What this song is saying about God
The theological claim is simple and profound: God is a place of rest. Not a transaction. Not a formula. A refuge. This is drawn from Psalms that describe God as a shelter, a fortress, a high tower. Psalm 91 opens with the image of dwelling in the shelter of the Most High and resting in the shadow of the Almighty. The song is extending that image into the act of night prayer, the practice of releasing the day, releasing what was unfinished, releasing what was heavy, and trusting that the one who neither slumbers nor sleeps is more than capable of holding what you are putting down. The song is also saying something about the nature of faith that is not always honored in contemporary worship: sometimes faith looks like stopping. Like being still. Like not having to produce anything for God. That posture is itself an act of trust.
Scriptural backbone
Psalm 91:1 is the anchor: "Whoever dwells in the shelter of the Most High will rest in the shadow of the Almighty." Matthew 11:28-29 gives the Christological weight: "Come to me, all you who are weary and burdened, and I will give you rest. Take my yoke upon you and learn from me, for I am gentle and humble in heart, and you will find rest for your souls." Psalm 4:8 is the night-prayer heart of the song: "In peace I will lie down and sleep, for you alone, Lord, make me dwell in safety." Hebrews 4:9-10 provides the theological ceiling: "There remains, then, a Sabbath-rest for the people of God; for anyone who enters God's rest also rests from their works." The song is pointing at something that has already been prepared. The invitation is to step into it.
How to use it in a service
This song belongs at the end of a service or in the quiet center of an extended prayer set. It does not work as a gathering or response song in the traditional sense. It is a landing song, the moment where you stop trying to get somewhere and simply arrive. It works beautifully in evening services, Compline-style liturgy, or the close of a men's or women's retreat. In a Sunday morning context, it can close a communion service or close an extended ministry moment where the room has already gone quiet. If you are doing a prayer night or vigil service, this song earns a long, unhurried version with space for spontaneous prayer or silence. The danger to avoid: placing this song in the middle of a set that has momentum.
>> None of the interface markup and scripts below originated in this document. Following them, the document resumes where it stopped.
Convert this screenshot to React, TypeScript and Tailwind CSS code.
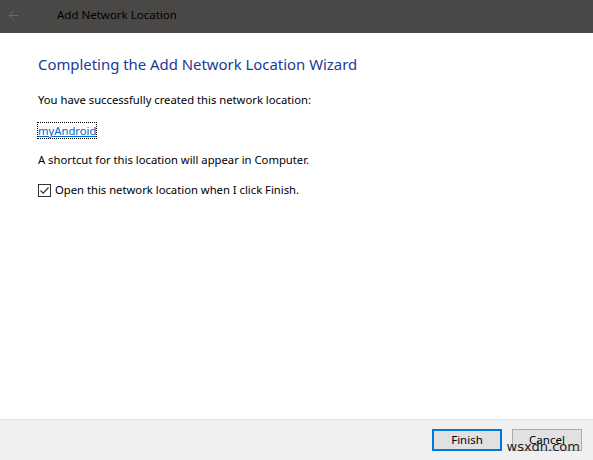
import { ArrowLeft } from 'lucide-react'

const FONT = { fontFamily: '"Segoe UI", "Noto Sans", "Open Sans", sans-serif' }

function Button({ label, primary }: { label: string; primary?: boolean }) {
  return (
    <button
      className={
        'h-[22px] w-[70px] text-[11.5px] leading-[14px] text-black bg-[#e1e1e1] ' +
        (primary ? 'border-2 border-[#0078d7]' : 'border border-[#adadad]')
      }
    >
      {label}
    </button>
  )
}

export default function App() {
  return (
    <div className="relative w-[593px] h-[460px] flex flex-col bg-white" style={FONT}>
      {/* title bar */}
      <div className="h-[33px] shrink-0 flex items-center pb-[3px] bg-[#4a4846]">
        <ArrowLeft size={15} strokeWidth={1.5} className="ml-[6px] text-[#6e6c6a]" />
        <span className="ml-[36px] text-[11.5px] text-black">Add Network Location</span>
      </div>

      {/* wizard body */}
      <div className="flex-1 flex flex-col pl-[38px] pt-[20px] text-[11.25px] leading-[16px] text-black">
        <h1 className="text-[14.9px] leading-[22px] text-[#1c3a94]">
          Completing the Add Network Location Wizard
        </h1>
        <p className="mt-[17px]">You have successfully created this network location:</p>
        <div className="mt-[15px]">
          <span className="text-[#0066cc] underline outline outline-1 outline-dotted outline-black">
            myAndroid
          </span>
        </div>
        <p className="mt-[13px]">A shortcut for this location will appear in Computer.</p>
        <label className="mt-[14px] flex items-center gap-[4px]">
          <span className="w-[13px] h-[13px] border border-[#333] flex items-center justify-center">
            <svg width="11" height="11" viewBox="0 0 11 11" fill="none">
              <path d="M1.5 5.5 L4.2 8.2 L9.5 2.5" stroke="#333" strokeWidth="1.2" />
            </svg>
          </span>
          Open this network location when I click Finish.
        </label>
      </div>

      {/* footer */}
      <div className="h-[41px] shrink-0 flex items-center justify-end gap-[10px] pr-[11px] pb-[1px] bg-[#f0f0f0] border-t border-[#dfdfdf]">
        <Button label="Finish" primary />
        <Button label="Cancel" />
      </div>

      <span
        className="absolute right-[13px] bottom-[6px] text-[13px] leading-[14px] text-[#222]"
        style={{ fontFamily: '"DejaVu Sans", sans-serif' }}
      >
        wsxdn.com
      </span>
    </div>
  )
}
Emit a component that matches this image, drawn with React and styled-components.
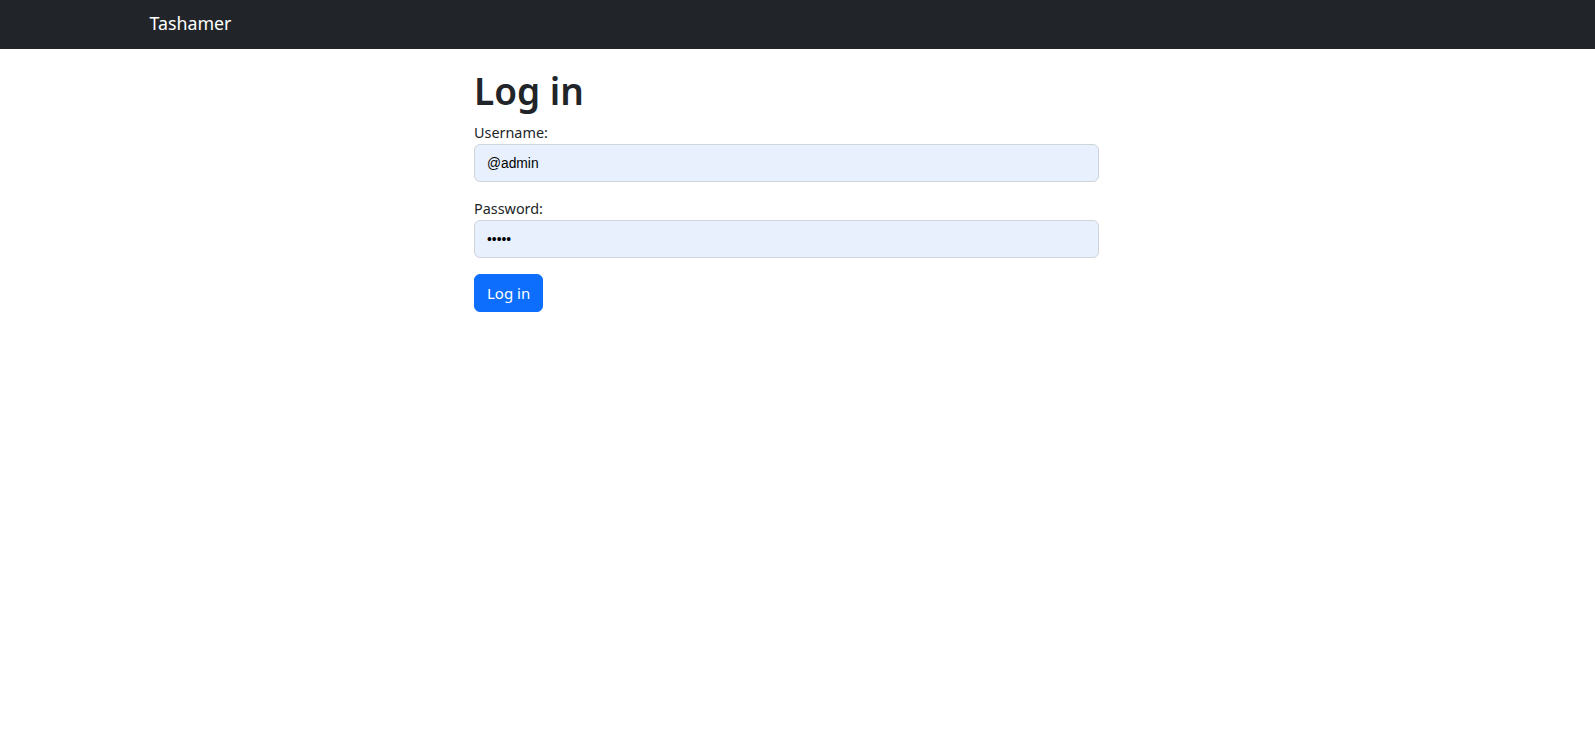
import React from "react";
import styled, { createGlobalStyle } from "styled-components";

const Global = createGlobalStyle`
  html, body { margin: 0; padding: 0; background: #fff; }
  body {
    font-family: "Segoe UI", "Noto Sans", "Liberation Sans", sans-serif;
    font-size: 16px;
    line-height: 1.5;
    color: #212529;
  }
  * { box-sizing: border-box; }
`;

const Navbar = styled.nav`
  background: #212529;
  height: 49px;
  display: flex;
  align-items: center;
`;

const NavContainer = styled.div`
  width: 100%;
  max-width: 1320px;
  margin: 0 auto;
  padding: 0 12px;
  display: flex;
  align-items: center;
`;

const Brand = styled.a`
  color: #fff;
  font-size: 17.8px;
  line-height: 30px;
  margin-top: -3px;
  text-decoration: none;
`;

const Main = styled.main`
  width: 625px;
  margin-left: calc(50% - 323.5px);
  padding-top: 17px;
`;

const Title = styled.h1`
  font-size: 37px;
  font-weight: 600;
  line-height: 50px;
  margin: 0 0 6px;
`;

const Field = styled.div`
  display: flex;
  flex-direction: column;
  margin-bottom: 16px;
`;

const Label = styled.label`
  font-size: 14.4px;
  line-height: 22px;
`;

const Input = styled.input`
  display: block;
  width: 100%;
  height: 38px;
  padding: 6px 12px;
  font-family: "Liberation Sans", Arial, sans-serif;
  font-size: 13.8px;
  color: #000;
  background: #e8f0fe;
  border: 1px solid #ced4da;
  border-radius: 6px;
  outline: none;
`;

const Button = styled.button`
  font-family: inherit;
  font-size: 15px;
  line-height: 24px;
  padding: 6px 12px;
  color: #fff;
  background: #0d6efd;
  border: 1px solid #0d6efd;
  border-radius: 6px;
  cursor: pointer;
`;

export default function App() {
  return (
    <>
      <Global />
      <Navbar>
        <NavContainer>
          <Brand href="#">Tashamer</Brand>
        </NavContainer>
      </Navbar>
      <Main>
        <Title>Log in</Title>
        <form onSubmit={(e) => e.preventDefault()}>
          <Field>
            <Label htmlFor="username">Username:</Label>
            <Input id="username" type="text" defaultValue="@admin" />
          </Field>
          <Field>
            <Label htmlFor="password">Password:</Label>
            <Input id="password" type="password" defaultValue="admin" />
          </Field>
          <Button type="submit">Log in</Button>
        </form>
      </Main>
    </>
  );
}
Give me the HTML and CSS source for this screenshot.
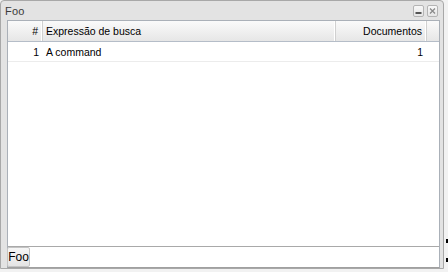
FILE: index.html
```html
<!DOCTYPE html>
<html>
<head>
<meta charset="utf-8">
<link rel="stylesheet" href="styles.css">
</head>
<body>
<div class="desk">
  <div class="window">
    <div class="titlebar">
      <span class="title">Foo</span>
      <div class="tools">
        <span class="tool"><svg width="11" height="12" viewBox="0 0 11 12"><rect x="2.5" y="7" width="6" height="2" fill="#555"/></svg></span>
        <span class="tool"><svg width="11" height="12" viewBox="0 0 11 12"><path d="M3 3.5 L8 8.5 M8 3.5 L3 8.5" stroke="#8a8a8a" stroke-width="1.3"/></svg></span>
      </div>
    </div>
    <div class="panel">
      <div class="grid">
        <div class="hrow">
          <div class="cell c-num hcell">#</div>
          <div class="cell c-expr hcell">Expressão de busca</div>
          <div class="cell c-docs hcell">Documentos</div>
          <div class="cell c-fill hcell"></div>
        </div>
        <div class="row">
          <div class="cell c-num">1</div>
          <div class="cell c-expr">A command</div>
          <div class="cell c-docs">1</div>
        </div>
      </div>
      <div class="footer">
        <span class="fbtn">Foo</span>
      </div>
    </div>
  </div>
  <div class="edge">
    <span class="mark m1"></span>
    <span class="mark m2"></span>
  </div>
</div>
</body>
</html>
```
FILE: styles.css
```css
html, body {
  margin: 0;
  padding: 0;
}
body {
  background: #f2f2f2;
  font-family: "Liberation Sans", Arial, sans-serif;
  font-size: 11px;
  color: #000;
}
.desk {
  display: flex;
  width: 448px;
  height: 272px;
}
.window {
  width: 444px;
  height: 269px;
  border: 1px solid #a8a8a8;
  border-radius: 4px 4px 0 0;
  background: #e3e3e3;
  display: flex;
  flex-direction: column;
  padding: 0 3px 0 6px;
  box-sizing: border-box;
  flex: none;
}
.titlebar {
  height: 19px;
  display: flex;
  align-items: center;
  justify-content: space-between;
  flex: none;
}
.title {
  color: #3a3a3a;
  margin-left: -2px;
  margin-top: 1px;
  letter-spacing: 0.2px;
}
.tools {
  display: flex;
  gap: 3px;
  margin-right: 2px;
  margin-top: 1px;
}
.tool {
  width: 11px;
  height: 12px;
  border: 1px solid #b4b4b4;
  border-radius: 2px;
  background: linear-gradient(#f8f8f8, #e6e6e6);
  box-sizing: border-box;
  display: flex;
  align-items: center;
  justify-content: center;
  overflow: hidden;
}
.tool svg {
  display: block;
  flex: none;
}
.panel {
  flex: 1;
  display: flex;
  flex-direction: column;
  border: 1px solid #aab0b8;
  border-bottom-color: #a0a0a0;
  background: #fff;
}
.grid {
  flex: 1;
  background: #fff;
  border-bottom: 1px solid #a9a9a9;
  font-size: 10.5px;
}
.hrow {
  display: flex;
  height: 21px;
  border-bottom: 1px solid #b5bdc8;
  box-sizing: border-box;
  background: linear-gradient(#fafafa, #e6e6e6);
}
.row {
  display: flex;
  height: 20px;
  border-bottom: 1px solid #ececec;
  box-sizing: border-box;
}
.cell {
  display: flex;
  align-items: center;
  box-sizing: border-box;
  white-space: nowrap;
}
.hcell {
  border-right: 1px solid #d0d0d0;
  box-shadow: inset -1px 0 0 #ffffff;
}
.c-num {
  width: 35px;
  justify-content: flex-end;
  padding-right: 4px;
}
.c-expr {
  width: 293px;
  padding-left: 3px;
}
.c-docs {
  width: 91px;
  justify-content: flex-end;
  padding-right: 4px;
}
.c-fill {
  flex: 1;
  border-right: none;
  box-shadow: none;
}
.footer {
  height: 20px;
  display: flex;
  align-items: stretch;
  background: #fff;
  flex: none;
}
.fbtn {
  width: 23px;
  border: 1px solid #c4c4c4;
  border-radius: 2px;
  background: linear-gradient(#f6f6f6, #e4e4e4);
  box-sizing: border-box;
  display: flex;
  align-items: center;
  justify-content: center;
  font-size: 12px;
  margin-left: -1px;
}
.edge {
  flex: 1;
  position: relative;
}
.mark {
  position: absolute;
  left: 2px;
  width: 2px;
  height: 4px;
  background: #000;
}
.m1 { top: 239px; }
.m2 { top: 258px; }
```
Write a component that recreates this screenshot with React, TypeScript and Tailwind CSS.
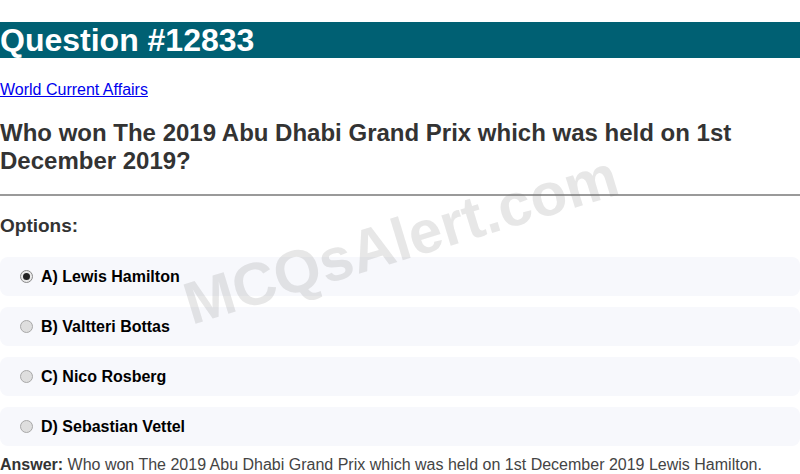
const options = [
  { label: 'A) Lewis Hamilton', checked: true },
  { label: 'B) Valtteri Bottas', checked: false },
  { label: 'C) Nico Rosberg', checked: false },
  { label: 'D) Sebastian Vettel', checked: false },
]

function Radio({ checked }: { checked: boolean }) {
  if (checked) {
    return (
      <span className="w-[13px] h-[13px] rounded-full border border-[#8a8a8a] bg-[#e9e9e9] flex items-center justify-center shrink-0">
        <span className="w-[7px] h-[7px] rounded-full bg-[#222]" />
      </span>
    )
  }
  return <span className="w-[13px] h-[13px] rounded-full border border-[#a8a8a8] bg-[#dedede] shrink-0" />
}

export default function App() {
  return (
    <div className="relative w-[800px] h-[474px] overflow-hidden bg-white font-['Liberation_Sans',Arial,sans-serif]">
      {/* Title band */}
      <h1 className="mt-[22px] h-[36px] bg-[#006073] text-white text-[32px] font-bold leading-[36px]">
        Question #12833
      </h1>

      <div className="mt-[23px] h-[18px] text-[16px] leading-[18px]">
        <a href="#" className="text-[#0000ee] underline">World Current Affairs</a>
      </div>

      <h2 className="mt-[20px] text-[24px] leading-[28px] font-bold text-[#333]">
        Who won The 2019 Abu Dhabi Grand Prix which was held on 1st December 2019?
      </h2>

      <hr className="mt-[19px] border-0 border-t-2 border-[#9a9a9a]" />

      <h3 className="mt-[19px] text-[19px] leading-[22px] font-bold text-[#333]">Options:</h3>

      {/* Options list */}
      <div className="mt-[20px] flex flex-col gap-[11px]">
        {options.map((o) => (
          <div
            key={o.label}
            className="h-[39px] rounded-lg bg-[#f7f8fc] flex items-center gap-[8px] pl-[20px]"
          >
            <Radio checked={o.checked} />
            <span className="text-[16px] font-bold text-black">{o.label}</span>
          </div>
        ))}
      </div>

      <p className="mt-[10px] text-[16px] leading-[18px] text-[#444]">
        <span className="font-bold text-[#333]">Answer:</span> Who won The 2019 Abu Dhabi Grand Prix which was held on 1st December 2019 Lewis Hamilton.
      </p>

      {/* Watermark */}
      <div className="pointer-events-none absolute left-[401px] top-[240px] -translate-x-1/2 -translate-y-1/2 -rotate-[17deg] whitespace-nowrap text-[60px] font-bold text-[rgba(120,120,120,0.18)]">
        MCQsAlert.com
      </div>
    </div>
  )
}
It will stop the momentum, which is exactly its purpose, but only useful if that is what you want. Use it intentionally, not as a palate cleanser.
Things to watch for as the worship leader
The temptation with a song this slow is to add production to fill the space. Resist that. The space is the point. Lead it with confidence in the quiet. If you are leading from piano, your voicings should be open and unhurried. From guitar, the same. Watch your own physical energy from the stage. A song inviting rest should be led by someone who looks like they believe rest is possible. That is not performance, it is pastoral modeling. You are showing the room that it is safe to stop. If you have a congregation that is not accustomed to this kind of slow, open-ended song, give them a brief pastoral word before you begin. Something like naming that this moment is simply an invitation to be still, no pressure to do anything, just to be present. That small permission-giving moment can make the difference between a room that enters the song and a room that watches it.
A note for the team behind you (techs, vocalists, band)
Keys: this song is nearly entirely a keys song. Your voicings carry the room. Open fifths, sustained pads, simple root-position chords with room in the top octave. Do not comp aggressively. Let notes ring. Drummer: if you are playing at all, consider whether brushes on a snare or a soft kick pattern on a cajon is more appropriate than a full kit. Many versions of this song work beautifully with no percussion whatsoever. Have the conversation before the service and be willing to sit it out if the moment calls for it. Guitarist: pad-style playing or gentle fingerpicking. No pick attack, no drive. This is a song where your most valuable contribution might be very little. Background vocalists: one supporting voice, maybe two, well within themselves dynamically. This is not a song for vocal showcasing. The lead vocal should feel like it is speaking directly to each person in the room. Audio team: EQ for warmth. Remove harshness from the top end of the mix. Add subtle room reverb to everything so the mix feels like it is breathing. Keep the lead vocal forward, present, and close. Any BGV should sit noticeably under the lead. Lighting team: this song calls for the dimmest setting your room can hold while still allowing people to see their neighbors. If you can reduce to a single wash with no movement, do it.